Il est juste de dire que cet état de choses a été heureusement modifié par le traité de commerce entre la France et la Turquie, dont les ratifications ont été échangées le 29 avril 1862 ; ce traité a servi de modèle, avec quelques légères variantes, aux conventions du même genre que la Porte a conclues, vers la même époque, avec les autres puissances qui ont des intérêts commerciaux engagés en Orient. Ces actes suppriment implicitement les douanes intérieures, élèvent les droits d’importation qu’auront à subir les marchandises étrangères, sans leur donner pourtant un caractère prohibitif, et abaissent d’année en année, jusqu’à une réduction de 1 pour 100, le droit que paieront à la sortie les produits de l’empire.
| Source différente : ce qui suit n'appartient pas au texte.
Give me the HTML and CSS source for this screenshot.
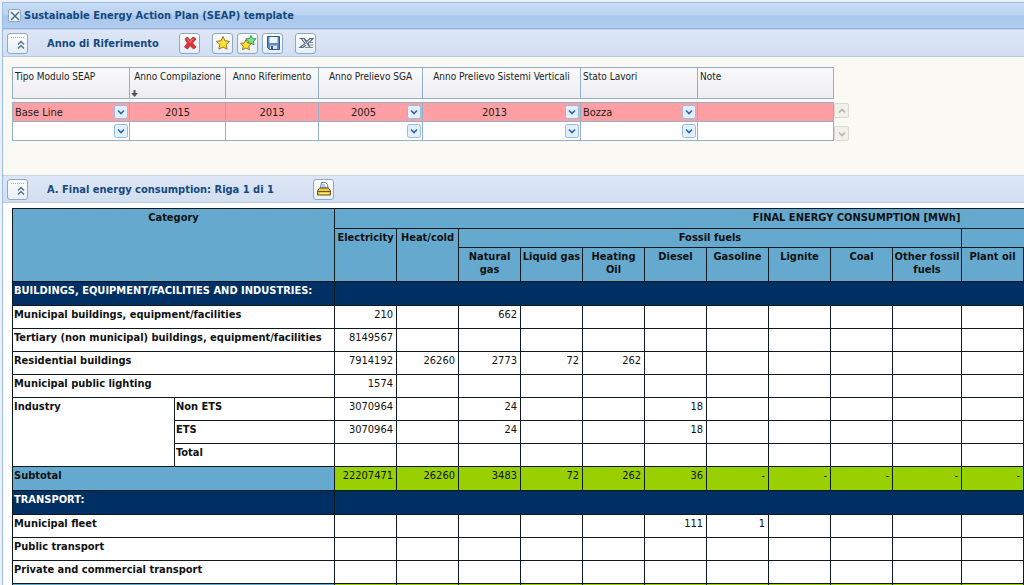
FILE: index.html
```html
<!DOCTYPE html>
<html lang="it">
<head>
<meta charset="utf-8">
<title>Sustainable Energy Action Plan (SEAP) template</title>
<link rel="stylesheet" href="styles.css">
</head>
<body>
<main class="window">
  <header class="titlebar">
    <button class="close" type="button" aria-label="Chiudi"><svg viewBox="0 0 12 12" width="12" height="12"><path d="M2 2l8 8M10 2l-8 8" stroke="#3b6593" stroke-width="1.4" fill="none"/></svg></button>
    <h1>Sustainable Energy Action Plan (SEAP) template</h1>
  </header>

  <div class="toolbar">
    <button class="tool" type="button" aria-label="Comprimi"><svg viewBox="0 0 18 18" width="18" height="18"><path d="M2 3.500h13" stroke="#9aabba" stroke-dasharray="1 1"/><path d="M9 10.500l3-3 3 3M9 14.500l3-3 3 3" stroke="#4c7088" stroke-width="1.400" fill="none"/></svg></button>
    <h2 class="toolbar-title year">Anno di Riferimento</h2>
    <div class="tools">
      <button class="tool" type="button" aria-label="Elimina"><svg viewBox="0 0 18 18" width="18" height="18"><path d="M4 5l2.500-2L9 6.500 12 3l3 2-3.500 4 3.500 4-2.500 2L9 11.500 6.500 15 3.500 13l3-4z" fill="#dc3434" stroke="#b8343a"/><path d="M6 4.500l3 4 3-4" stroke="#f48a85" fill="none"/></svg></button>
      <span class="tool-group">
        <button class="tool" type="button" aria-label="Nuovo"><svg viewBox="0 0 18 18" width="18" height="18"><path d="M9 2.500l2 4.300 4.500.5-3.300 3.200.9 4.700L9 13l-4.100 2.200.9-4.700-3.300-3.200 4.500-.5z" fill="#ffe22e" stroke="#97762a"/></svg></button>
        <button class="tool" type="button" aria-label="Duplica"><svg viewBox="0 0 18 18" width="18" height="18"><path d="M12 1.500l1.500 3 3.500.3-2.500 2.500.6 3.500-3.100-1.500-3.200 1.500.7-3.500L7 4.800l3.500-.3z" fill="#7be08a" stroke="#35a458"/><path d="M7 5.500l1.700 3.400 3.800.5-2.800 2.600.7 3.700L7 14l-3.400 1.700.7-3.700-2.800-2.600 3.800-.5z" fill="#ffe22e" stroke="#97762a"/></svg></button>
        <button class="tool" type="button" aria-label="Salva"><svg viewBox="0 0 18 18" width="18" height="18"><path d="M3.500 2.500h12v13h-10l-2-2z" fill="#5e8dc5" stroke="#315a8f"/><path d="M5.500 3h8v6h-8z" fill="#eef5fb"/><path d="M6 11.500h7V15H6z" fill="#d8e4ef"/><path d="M7 12h2v3H7z" fill="#315a8f"/></svg></button>
      </span>
      <button class="tool" type="button" aria-label="Esporta in Excel"><svg viewBox="0 0 18 18" width="18" height="18"><path d="M2.500 4.500h5l2 3 3.500-3h3l-5 5 1.500 2.500M4.500 5l3.500 4.500-5 4h3l3-2.500M7 4.500l6 9" fill="none" stroke="#58697e" stroke-width="1.200"/><path d="M12 8.500h4M13 11h3M8 13.500h8" stroke="#7d8a9a"/></svg></button>
    </div>
  </div>

  <section class="records">
    <table class="grid">
      <colgroup><col class="g-type"><col class="g-comp"><col class="g-ref"><col class="g-sga"><col class="g-vert"><col class="g-state"><col class="g-note"></colgroup>
      <thead>
        <tr><th class="start">Tipo Modulo SEAP</th><th class="sorted">Anno Compilazione<svg class="sort" viewBox="0 0 7 7" width="7" height="7"><path d="M2.500 0h2v3H7L3.500 7 0 3h2.500z" fill="#555"/></svg></th><th>Anno Riferimento</th><th>Anno Prelievo SGA</th><th>Anno Prelievo Sistemi Verticali</th><th class="start">Stato Lavori</th><th class="start">Note</th></tr>
      </thead>
      <tbody class="spacer"><tr><td colspan="7"></td></tr></tbody>
      <tbody>
        <tr class="selected">
          <td><select aria-label="Tipo Modulo SEAP"><option>Base Line</option></select></td>
          <td><input type="text" value="2015" aria-label="Anno Compilazione"></td>
          <td><input type="text" value="2013" aria-label="Anno Riferimento"></td>
          <td><select class="center" aria-label="Anno Prelievo SGA"><option>2005</option></select></td>
          <td><select class="center" aria-label="Anno Prelievo Sistemi Verticali"><option>2013</option></select></td>
          <td><select aria-label="Stato Lavori"><option>Bozza</option></select></td>
          <td><input type="text" aria-label="Note"></td>
        </tr>
        <tr>
          <td><select aria-label="Tipo Modulo SEAP"><option></option></select></td>
          <td><input type="text" aria-label="Anno Compilazione"></td>
          <td><input type="text" aria-label="Anno Riferimento"></td>
          <td><select aria-label="Anno Prelievo SGA"><option></option></select></td>
          <td><select aria-label="Anno Prelievo Sistemi Verticali"><option></option></select></td>
          <td><select aria-label="Stato Lavori"><option></option></select></td>
          <td><input type="text" aria-label="Note"></td>
        </tr>
      </tbody>
    </table>
    <div class="pager">
      <button type="button" aria-label="Su"><svg viewBox="0 0 10 10" width="10" height="10"><path d="M2 6.500l3-3 3 3" stroke="#b5b5aa" stroke-width="1.600" fill="none"/></svg></button>
      <button type="button" aria-label="Giù"><svg viewBox="0 0 10 10" width="10" height="10"><path d="M2 3.500l3 3 3-3" stroke="#b5b5aa" stroke-width="1.600" fill="none"/></svg></button>
    </div>
  </section>

  <div class="toolbar">
    <button class="tool" type="button" aria-label="Comprimi"><svg viewBox="0 0 18 18" width="18" height="18"><path d="M2 3.500h13" stroke="#9aabba" stroke-dasharray="1 1"/><path d="M9 10.500l3-3 3 3M9 14.500l3-3 3 3" stroke="#4c7088" stroke-width="1.400" fill="none"/></svg></button>
    <h2 class="toolbar-title section">A. Final energy consumption: Riga 1 di 1</h2>
    <button class="tool" type="button" aria-label="Stampa"><svg viewBox="0 0 18 18" width="18" height="18"><path d="M5.500 8l1-5.500h4l2 2L13 8z" fill="#f5f8ff" stroke="#6379a5"/><path d="M7 5h3M7 7h4" stroke="#7d98c8"/><path d="M4.500 8h9l2 3v4h-13v-4z" fill="#f1c83a" stroke="#66592c"/><path d="M3 11.500h12" stroke="#66592c"/><path d="M5 13.500h8" stroke="#fff09b"/></svg></button>
  </div>

  <section class="report">
    <table class="energy">
      <colgroup><col class="c-cat"><col class="c-sub"><col span="9" class="c-val"><col class="c-other"><col class="c-val"><col class="c-rest"></colgroup>
      <thead>
        <tr class="h1"><th colspan="2" rowspan="3">Category</th><th colspan="12">FINAL ENERGY CONSUMPTION [MWh]</th></tr>
        <tr class="h2"><th rowspan="2">Electricity</th><th rowspan="2">Heat/cold</th><th colspan="8">Fossil fuels</th><th colspan="2"></th></tr>
        <tr class="h3"><th>Natural gas</th><th>Liquid gas</th><th>Heating Oil</th><th>Diesel</th><th>Gasoline</th><th>Lignite</th><th>Coal</th><th>Other fossil fuels</th><th>Plant oil</th><th></th></tr>
      </thead>
      <tbody>
        <tr class="band"><th colspan="2">BUILDINGS, EQUIPMENT/FACILITIES AND INDUSTRIES:</th><td colspan="12"></td></tr>
        <tr><th colspan="2">Municipal buildings, equipment/facilities</th><td>210</td><td></td><td>662</td><td></td><td></td><td></td><td></td><td></td><td></td><td></td><td></td><td></td></tr>
        <tr><th colspan="2">Tertiary (non municipal) buildings, equipment/facilities</th><td>8149567</td><td></td><td></td><td></td><td></td><td></td><td></td><td></td><td></td><td></td><td></td><td></td></tr>
        <tr><th colspan="2">Residential buildings</th><td>7914192</td><td>26260</td><td>2773</td><td>72</td><td>262</td><td></td><td></td><td></td><td></td><td></td><td></td><td></td></tr>
        <tr><th colspan="2">Municipal public lighting</th><td>1574</td><td></td><td></td><td></td><td></td><td></td><td></td><td></td><td></td><td></td><td></td><td></td></tr>
        <tr><th rowspan="3">Industry</th><th>Non ETS</th><td>3070964</td><td></td><td>24</td><td></td><td></td><td>18</td><td></td><td></td><td></td><td></td><td></td><td></td></tr>
        <tr><th>ETS</th><td>3070964</td><td></td><td>24</td><td></td><td></td><td>18</td><td></td><td></td><td></td><td></td><td></td><td></td></tr>
        <tr><th>Total</th><td></td><td></td><td></td><td></td><td></td><td></td><td></td><td></td><td></td><td></td><td></td><td></td></tr>
        <tr class="subtotal"><th colspan="2">Subtotal</th><td>22207471</td><td>26260</td><td>3483</td><td>72</td><td>262</td><td>36</td><td>-</td><td>-</td><td>-</td><td>-</td><td>-</td><td></td></tr>
      </tbody>
      <tbody>
        <tr class="band"><th colspan="2">TRANSPORT:</th><td colspan="12"></td></tr>
        <tr><th colspan="2">Municipal fleet</th><td></td><td></td><td></td><td></td><td></td><td>111</td><td>1</td><td></td><td></td><td></td><td></td><td></td></tr>
        <tr><th colspan="2">Public transport</th><td></td><td></td><td></td><td></td><td></td><td></td><td></td><td></td><td></td><td></td><td></td><td></td></tr>
        <tr><th colspan="2">Private and commercial transport</th><td></td><td></td><td></td><td></td><td></td><td></td><td></td><td></td><td></td><td></td><td></td><td></td></tr>
        <tr class="subtotal"><th colspan="2"></th><td></td><td></td><td></td><td></td><td></td><td></td><td></td><td></td><td></td><td></td><td></td><td></td></tr>
      </tbody>
    </table>
  </section>
</main>
</body>
</html>
```
FILE: styles.css
```css
* { box-sizing: border-box; }
html { height: 100%; }
body {
  margin: 0;
  height: 100%;
  overflow: hidden;
  background: #eaf1fb;
  font-family: "DejaVu Sans Condensed", "DejaVu Sans", sans-serif;
  font-size: 11px;
  line-height: 13px;
  color: #222;
}
button, input, select { font: inherit; color: inherit; margin: 0; }
h1, h2 { margin: 0; font-size: 11px; line-height: 13px; color: #15497f; }
svg { display: block; flex: none; }

.window {
  min-height: 100%;
  margin: 2px 0 0 2px;
  border-left: 1px solid #9dbbe3;
  background: #fff;
}
.titlebar {
  display: flex;
  align-items: center;
  gap: 3px;
  height: 27px;
  padding-left: 5px;
  border-top: 1px solid #9dbbe3;
  border-bottom: 1px solid #8fb2e2;
  background: linear-gradient(#c8dcf4, #b9d2f0 48%, #a8c6ec 52%, #b2ceef);
}
.close {
  display: grid;
  place-items: center;
  width: 13px;
  height: 13px;
  padding: 0;
  border: 1px solid #8aa9cc;
  border-radius: 2px;
  background: #f1f6fc;
}
.toolbar {
  display: flex;
  align-items: center;
  height: 28px;
  padding-left: 4px;
  border-top: 1px solid #c5d3ea;
  border-bottom: 1px solid #b7c9e4;
  background: linear-gradient(#dde6f5, #d2def1);
}
.tool {
  display: grid;
  place-items: center;
  width: 21px;
  height: 21px;
  padding: 0;
  border: 1px solid #8fa9c4;
  border-radius: 3px;
  background: linear-gradient(#fff, #e6eef6);
}
.toolbar-title { margin-left: 19px; white-space: nowrap; }
.year { width: 132px; }
.section { width: 266px; }
.tools { display: flex; gap: 12px; }
.tool-group { display: flex; gap: 4px; }

.records {
  display: flex;
  align-items: flex-end;
  padding: 10px 9px 34px;
  background: #fbf9f3;
}
.grid, .energy { border-collapse: collapse; table-layout: fixed; }
.grid { width: 821px; flex: none; }
.g-type { width: 117px; }
.g-comp { width: 96px; }
.g-ref { width: 93px; }
.g-sga { width: 104px; }
.g-vert { width: 158px; }
.g-state { width: 117px; }
.g-note { width: 136px; }
.grid th {
  height: 31px;
  padding: 2px 2px 0;
  border: 1px solid #93b0c4;
  background: linear-gradient(#fafafc, #ededf2);
  font-size: 10px;
  font-weight: normal;
  vertical-align: top;
  white-space: nowrap;
}
.grid .start { text-align: left; }
.sorted { position: relative; }
.sort { position: absolute; left: 1px; bottom: 1px; }
.grid td {
  height: 19px;
  padding: 0;
  border: 1px solid #93b0c4;
  background: #fff;
}
.grid .spacer td { height: 4px; border-width: 1px 0; background: #fbf9f3; }
.grid .selected td { background: #ff9fa3; }
.grid input, .grid select {
  display: block;
  width: 100%;
  height: 18px;
  padding: 0 2px;
  border: 0;
  border-radius: 0;
  background-color: transparent;
  outline: 0;
}
.grid input { text-align: center; }
.grid select {
  appearance: none;
  padding-right: 16px;
  background-image: url("data:image/svg+xml,%3Csvg xmlns='http://www.w3.org/2000/svg' width='14' height='14'%3E%3Crect x='.5' y='.5' width='13' height='13' rx='2' fill='%23e3effc' stroke='%2396bce2'/%3E%3Cpath d='M4 5.500l3 3 3-3' fill='none' stroke='%23316aa0' stroke-width='1.700'/%3E%3C/svg%3E");
  background-repeat: no-repeat;
  background-position: right 1px center;
}
.grid .center { text-align-last: center; }
.pager { display: flex; flex-direction: column; gap: 8px; }
.pager button {
  display: grid;
  place-items: center;
  width: 15px;
  height: 15px;
  padding: 0;
  border: 1px solid #d9d9d0;
  border-radius: 2px;
  background: #f1f0ea;
}

.report { overflow: hidden; padding: 5px 0 0 9px; }
.energy { width: 1366px; color: #111; }
.c-cat { width: 162px; }
.c-sub { width: 160px; }
.c-val { width: 62px; }
.c-other { width: 69px; }
.c-rest { width: 355px; }
.energy th, .energy td {
  padding: 2px 1px 0;
  border: 1px solid #101820;
  vertical-align: top;
}
.energy td { height: 23px; padding-right: 3px; text-align: right; }
.energy tbody th { text-align: left; white-space: nowrap; }
.energy thead th { background: #66a9ce; }
.h1 { height: 20px; }
.h2 { height: 19px; }
.h3 { height: 34px; }
.energy .band th, .energy .band td { height: 24px; background: #003063; color: #fff; }
.energy .subtotal th { background: #66a9ce; }
.energy .subtotal td { height: 24px; background: #99d000; }
```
Des dispositions accessoires, qui tendent à ménager également les intérêts des parties contractantes, se groupent autour de ces principes généraux et paraissent sagement combinées ; mais le mal est plus facile à faire qu’à réparer, et tant de causes concourent encore en Turquie à mettre l’industrie nationale dans une situation défavorable, à paralyser ses efforts, que les stipulations nouvelles ne réussiront probablement pas à ralentir sa décadence en lui assurant des prix plus rémunérateurs[1].

  1. Voyez l’Annuaire des Deux Mondes, 1861, p. 537.